NEWS
04 JUNE, 2013
What is Czech garnet?
It is a precious stone from a group of 17 garnets, most of them very rare. Two groups are more commonly found in nature, i.e. aluminium and calcic garnets.
There are three aluminium garnets: Czech garnet, almandine, and spessartine. It is coloured by iron and chromium into a fiery or dark red, the colour saturation remaining the same even in the smallest grains of around 2 mm. It perfectly combines with almandine, and even today the two are not easy for scientists to tell apart. Its light refraction is measured by an apparatus called the refractometer; its so-called refractive index is around 1.75. Density (specific gravity) as measured by immersion in a liquid and weighing in air should be 3.8. When the index is higher, the mineral is called rhodolite or pyralmandine.
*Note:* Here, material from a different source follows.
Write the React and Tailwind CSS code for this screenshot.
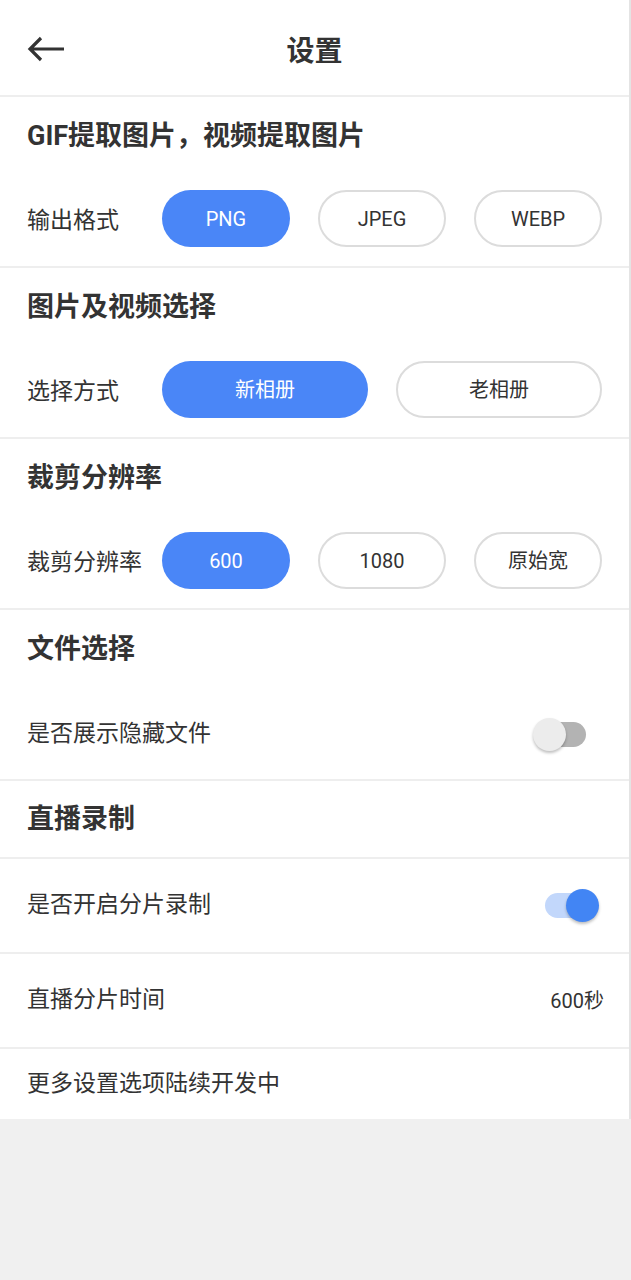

It can be called almandine only after it has reached a refractive index of 1.79 and a specific gravity of 3.95. It is non-combustible: it does not turn grey when heated but after cooling down returns to its original colour. Czech garnet can be sealed in glass, clay, or enamel. Most other precious stones lose colour and crack after heating. Under the microscope, magnified 5 to 70 times, Czech garnet is perfectly clean or has only minor black blemishes. Almandine has on the inside a dense network of needles of another mineral -- rutile. In prehistoric and historic times, the only European sites with Czech garnet were in Bohemia, mainly in the České Středohoří but also in Podkrkonoší and around Kolín nad Labem.